Lebanese election observers have documented hundreds of voting offences across Lebanon within hours of polls opening.
The Lebanese Association for Democratic Elections (LADE) reported rule breaches of varying severity on Sunday. These include a shortage of pens and the photographing of ballot slips at some voting booths, to threats and harassment against voters, electoral candidates and observers by established political parties.
In addition, Lebanon’s Electoral Supervisory Commission says it has documented hundreds of violations of the electoral silence imposed during the voting period.
In a statement, the commission requested “all media outlets, candidates and political bodies adhere immediately to electoral silence, in accordance with the provisions stipulated in the election law.”
It is forbidden to campaign or to try to sway the vote while the polls are open, or to report on or discuss how people voted. Reporting or discussing the process of voting, however, is allowed.
Despite the imposition of an electoral silence, many political leaders have continued to address voters through the media.
LADE accused President Michel Aoun of doing so after he cast his own vote in the Beirut municipality of Harek Hreik. He gave a brief televised speech urging people to head to the polls.
“Citizens cannot be neutral in a cause as fundamental as choosing their system of governance,” he said.
His adviser and ex-Justice Minister, Salim Jreissati, defended the president and said his comments were not a violation.
“Whoever says the President of the Republic, General Michel Aoun, has violated the electoral silence may have missed the election law,” he said.
He added that “ignorance is a mitigating excuse”.
“The country’s president can, at any time, address a speech to the Lebanese people to urge them to vote in numbers and with the aim of [ensuring] good representation,” Mr Jreissati said.
Mr Aoun founded the Free Patriotic Movement, a Christian political party that is now headed by his son-in-law, MP Gebran Bassil.
While the president was voting in south Beirut’s Harek Hreik, LADE reported that a ‘We are the Change’ party delegate was beaten and detained by the Presidential Guard.
Party candidate Michel Chamoun identified the man as Charbel Thoume. He said Mr Thoume had tried to get between an angry voter who had shouted at the president and the Presidential Guards. Insulting the president is a criminal offence in Lebanon.

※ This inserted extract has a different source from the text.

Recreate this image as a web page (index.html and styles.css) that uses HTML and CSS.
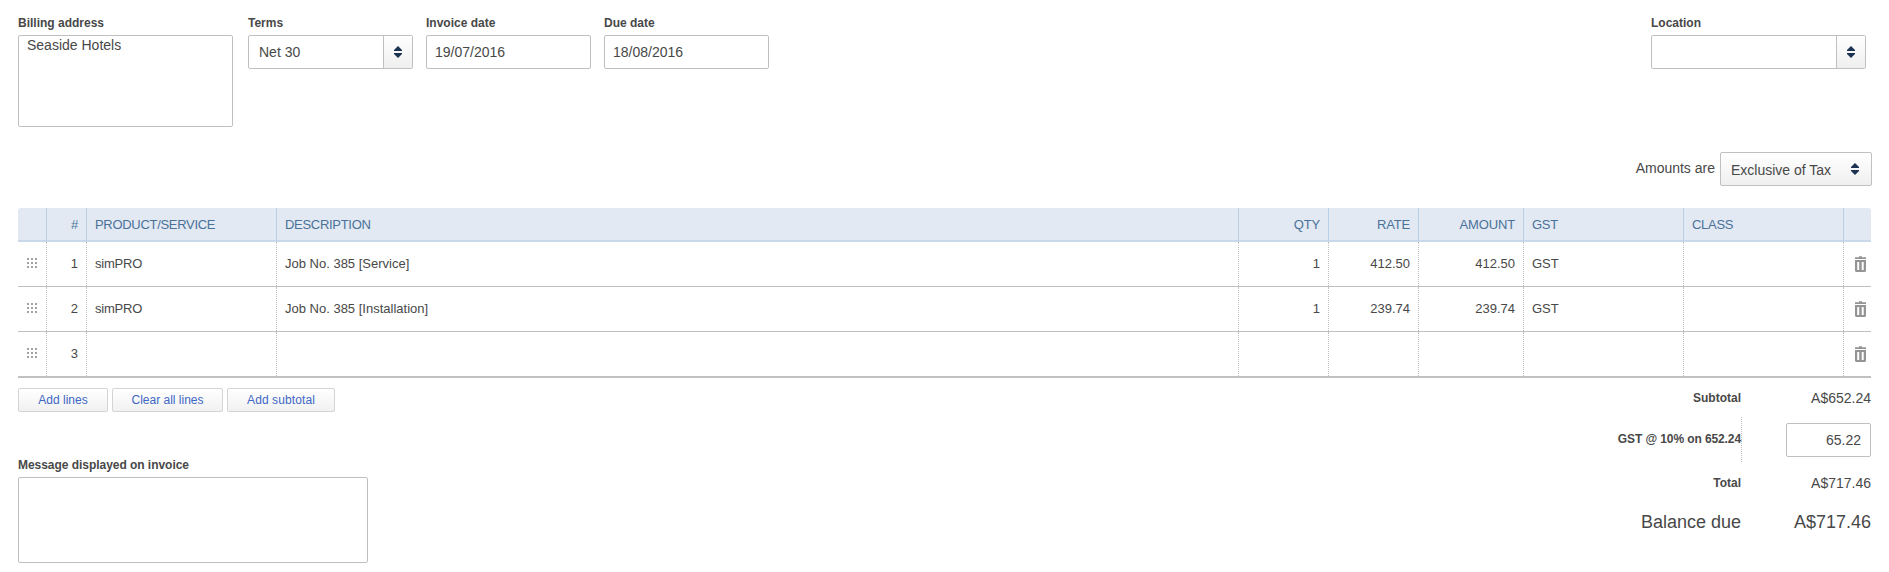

Videos circulated on social media showed security forces dragging an unconscious-looking man, who appeared to be Mr Thoume, into a black car.
“They hit him violently,” said Mr Chamoun. “They broke him. We haven’t heard anything about him since — where he is or why he was detained.”
In southern Lebanon and Baalbek, which have been typically dominated by Shiite political parties Hezbollah and Amal, LADE said its election observers had pulled out of polling stations due to threats from the political parties.
In a statement, LADE appealed to the Interior Ministry and Lebanon’s security forces to “facilitate the work of observers and guarantee their safety.”
In the southern mixed Christian and Shiite Muslim town of Kfarhouna, supporters of rival confessional parties clashed at a polling station.
Two supporters of the Lebanese Forces were injured following a violent dispute with supporters of Amal and Hezbollah.
Videos circulating on social media showed men wearing green hats ― the colour associated with the Amal Movement — tearing down LF flags and beating supporters of the party with plastic chairs and metal bats.